Palm Sunday of the Lord’s Passion – Cycle B
Reflecting on Mark 14: 1-15:47
Suffering. The experience of it often supersedes the relief we feel when it is over. Somehow we participate in the stern forty days of Lent, with its ashes and palms, with more fervor than in the glorious fifty days of Easter, suffused as they are with baptismal gowns, First Communion clothes, and Confirmation robes.
We’re not alone. The Passion Narrative was, most probably, the earliest part of each of the four gospels to be written. Was it closer to the hearts of the evangelists than even the Resurrection Accounts? Tradition believes that St. Peter was the eyewitness behind Mark’s gospel (I Peter 5:13). It’s touching to think that Peter wanted to make sure Mark wrote down how Peter denied Jesus. He didn’t want later historians to give him a pass.
I do know this for sure: Mark the Evangelist knows how the story ends while he’s writing his Passion.
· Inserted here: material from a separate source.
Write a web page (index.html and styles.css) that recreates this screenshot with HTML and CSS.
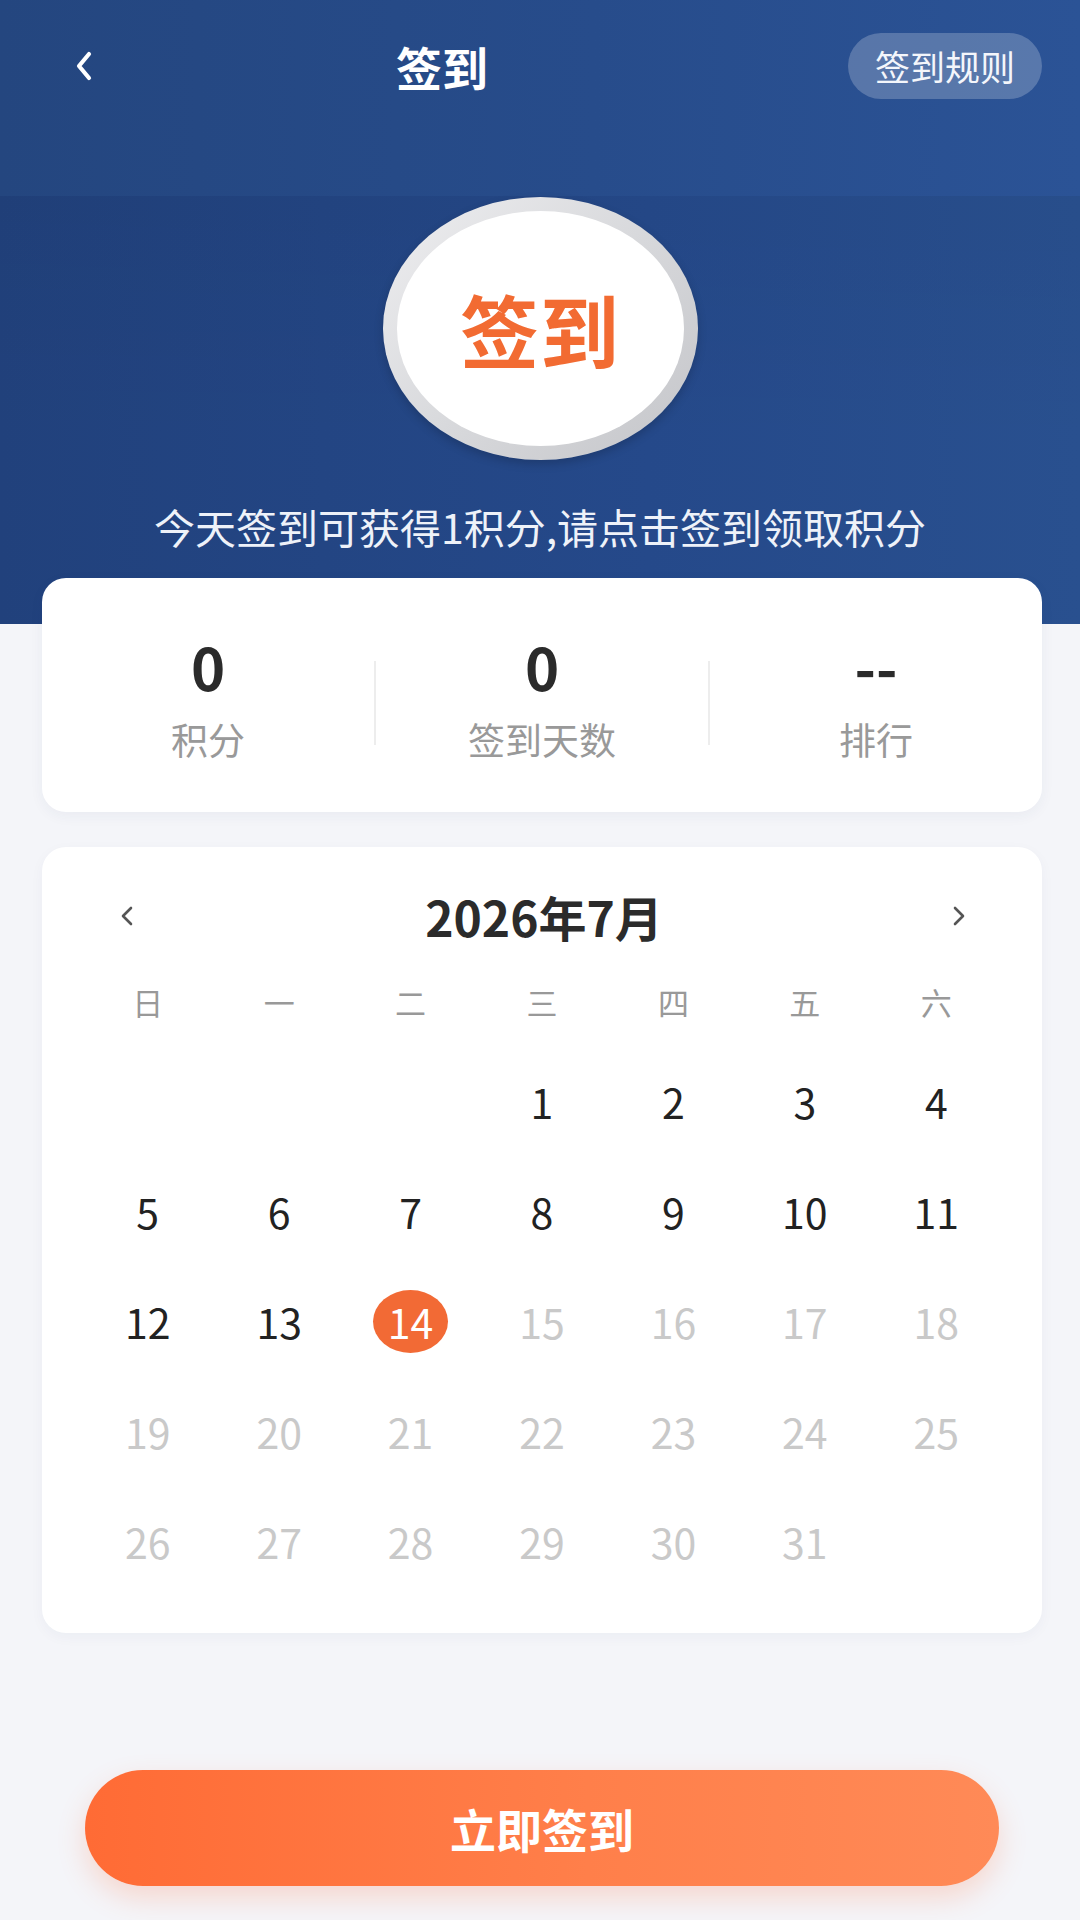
FILE: index.html
```html
<!DOCTYPE html>
<html lang="zh-CN">
<head>
<meta charset="utf-8">
<title>签到</title>
<link rel="stylesheet" href="styles.css">
</head>
<body>
<div class="page">
  <header class="header">
    <nav class="nav">
      <span class="back">
        <svg width="20" height="30" viewBox="0 0 20 30"><path d="M15 3 L5 15 L15 27" fill="none" stroke="#fff" stroke-width="4.2" stroke-linecap="round" stroke-linejoin="round"/></svg>
      </span>
      <h1 class="title">签到</h1>
      <span class="spacer"></span>
      <span class="rules">签到规则</span>
    </nav>
    <section class="hero">
      <div class="ring">
        <div class="disc">签到</div>
      </div>
      <p class="tip">今天签到可获得1积分,请点击签到领取积分</p>
    </section>
  </header>

  <section class="stats">
    <div class="stat"><div class="value">0</div><div class="label">积分</div></div>
    <div class="divider"></div>
    <div class="stat"><div class="value">0</div><div class="label">签到天数</div></div>
    <div class="divider"></div>
    <div class="stat"><div class="value">--</div><div class="label">排行</div></div>
  </section>

  <section class="calendar">
    <div class="cal-head">
      <svg class="arrow" width="16" height="20" viewBox="0 0 16 20"><path d="M12 2 L4 10 L12 18" fill="none" stroke="#555" stroke-width="2.6" stroke-linecap="round" stroke-linejoin="round"/></svg>
      <div class="month">2026年7月</div>
      <svg class="arrow" width="16" height="20" viewBox="0 0 16 20"><path d="M4 2 L12 10 L4 18" fill="none" stroke="#555" stroke-width="2.6" stroke-linecap="round" stroke-linejoin="round"/></svg>
    </div>
    <div class="weekdays">
      <span>日</span><span>一</span><span>二</span><span>三</span><span>四</span><span>五</span><span>六</span>
    </div>
    <div class="days">
      <span></span><span></span><span></span>
      <span class="past">1</span><span class="past">2</span><span class="past">3</span><span class="past">4</span>
      <span class="past">5</span><span class="past">6</span><span class="past">7</span><span class="past">8</span><span class="past">9</span><span class="past">10</span><span class="past">11</span>
      <span class="past">12</span><span class="past">13</span><span class="today"><i>14</i></span><span class="future">15</span><span class="future">16</span><span class="future">17</span><span class="future">18</span>
      <span class="future">19</span><span class="future">20</span><span class="future">21</span><span class="future">22</span><span class="future">23</span><span class="future">24</span><span class="future">25</span>
      <span class="future">26</span><span class="future">27</span><span class="future">28</span><span class="future">29</span><span class="future">30</span><span class="future">31</span><span></span>
    </div>
  </section>

  <div class="action">
    <button class="sign-btn">立即签到</button>
  </div>
</div>
</body>
</html>
```

FILE: styles.css
```css
* { box-sizing: border-box; }

html, body {
  margin: 0;
  padding: 0;
}

body {
  width: 1080px;
  height: 1920px;
  background: #f4f5f9;
  font-family: "Noto Sans CJK SC", "Noto Sans", sans-serif;
  color: #333;
  overflow: hidden;
}

.page {
  width: 1080px;
  height: 1920px;
  display: flex;
  flex-direction: column;
}

/* ---------- header ---------- */
.header {
  height: 624px;
  flex: none;
  display: flex;
  flex-direction: column;
}

.nav {
  height: 196px;
  flex: none;
  display: flex;
  align-items: center;
  align-self: stretch;
  padding: 0 38px 64px 74px;
  background: linear-gradient(90deg, #24467f 0%, #274c8b 55%, #2b5396 100%);
}

.back {
  width: 20px;
  height: 30px;
  display: flex;
}

.title {
  margin: 0 0 0 302px;
  font-size: 46px;
  font-weight: 700;
  color: #fff;
  line-height: 66px;
}

.spacer { flex: 1; }

.rules {
  height: 66px;
  padding: 0 27px;
  border-radius: 33px;
  background: rgba(255, 255, 255, 0.22);
  color: #f4f6fb;
  font-size: 35px;
  line-height: 66px;
}

.hero {
  flex: 1;
  display: flex;
  flex-direction: column;
  align-items: center;
  background:
    linear-gradient(180deg, rgba(0, 0, 0, 0.03) 0%, rgba(0, 0, 0, 0) 60%),
    linear-gradient(90deg, #21417c 0%, #25498a 60%, #29508f 100%);
}

.ring {
  margin-top: 1px;
  width: 315px;
  height: 263px;
  border-radius: 50%;
  padding: 14px;
  background: linear-gradient(135deg, #eeeef0 0%, #d8d9dc 50%, #c4c5c9 100%);
  box-shadow: 0 4px 10px rgba(0, 0, 0, 0.18);
}

.disc {
  width: 100%;
  height: 100%;
  border-radius: 50%;
  background: #fff;
  display: flex;
  align-items: center;
  justify-content: center;
  font-size: 79px;
  font-weight: 700;
  color: #f26b32;
  letter-spacing: 1px;
}

.tip {
  margin: 39px 0 0;
  font-size: 41px;
  line-height: 54px;
  color: #eef2f9;
}

/* ---------- stats card ---------- */
.stats {
  margin: -46px 38px 0 42px;
  height: 234px;
  flex: none;
  background: #fff;
  border-radius: 24px;
  display: grid;
  grid-template-columns: 1fr 2px 1fr 2px 1fr;
  align-items: center;
  box-shadow: 0 4px 14px rgba(30, 50, 90, 0.05);
}

.stat {
  display: flex;
  flex-direction: column;
  align-items: center;
  padding-top: 6px;
}

.value {
  font-size: 58px;
  font-weight: 700;
  line-height: 64px;
  color: #2b2b2b;
}

.label {
  margin-top: 18px;
  font-size: 37px;
  line-height: 46px;
  color: #999;
}

.divider {
  height: 84px;
  background: #ededed;
  margin-top: 16px;
}

/* ---------- calendar ---------- */
.calendar {
  margin: 35px 38px 0 42px;
  height: 786px;
  flex: none;
  background: #fff;
  border-radius: 24px;
  padding: 34px 40px 32px;
  box-shadow: 0 4px 14px rgba(30, 50, 90, 0.04);
}

.cal-head {
  height: 70px;
  margin: 0 35px 0 37px;
  display: flex;
  align-items: center;
  justify-content: space-between;
}

.month {
  font-size: 48px;
  font-weight: 700;
  color: #2b2b2b;
  padding-left: 2px;
}

.weekdays {
  margin-top: 20px;
  height: 60px;
  display: grid;
  grid-template-columns: repeat(7, 1fr);
  align-items: center;
  text-align: center;
  font-size: 31px;
  color: #999;
}

.days {
  margin-top: 15px;
  display: grid;
  grid-template-columns: repeat(7, 1fr);
  grid-auto-rows: 110px;
  font-size: 41px;
}

.days span {
  display: flex;
  align-items: center;
  justify-content: center;
}

.past { color: #222; }
.future { color: #c9c9c9; }

.today i {
  font-style: normal;
  width: 75px;
  height: 63px;
  border-radius: 50%;
  background: #f26a35;
  color: #fff;
  display: flex;
  align-items: center;
  justify-content: center;
}

/* ---------- action ---------- */
.action {
  margin: 137px 81px 0 85px;
  flex: none;
}

.sign-btn {
  width: 100%;
  height: 116px;
  border: none;
  border-radius: 58px;
  background: linear-gradient(90deg, #ff6b35 0%, #ff7f4a 55%, #ff8a57 100%);
  box-shadow: 0 12px 28px rgba(255, 110, 60, 0.22);
  color: #fff;
  font-family: "Noto Sans CJK SC", "Noto Sans", sans-serif;
  font-size: 46px;
  font-weight: 700;
  padding: 0;
}
```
You bet he does. Only Mark has a young man follow Jesus after the arrest, and when they seize his cloak, he runs away naked (14:51).
I loved it when early commentaries suggested that it was Mark, writing himself in as a terrified, hidden disciple. But I love this theory even more: we see that young man again, and this time he isn’t terrified at all. He’s powerful, and robed in white, and sitting on the rolled-away stone of the Empty Tomb. “Go tell Peter what you saw,” he says (Mk. 16:7).
That’s the Good News, shouted through the ages, and, in Mark, announced by one who was, just days ago, running for his life. He’s running in a different direction now, that angel. He’s running towards you, towards me.
Run, boy. Run.
Are you sure you know how the Story ends?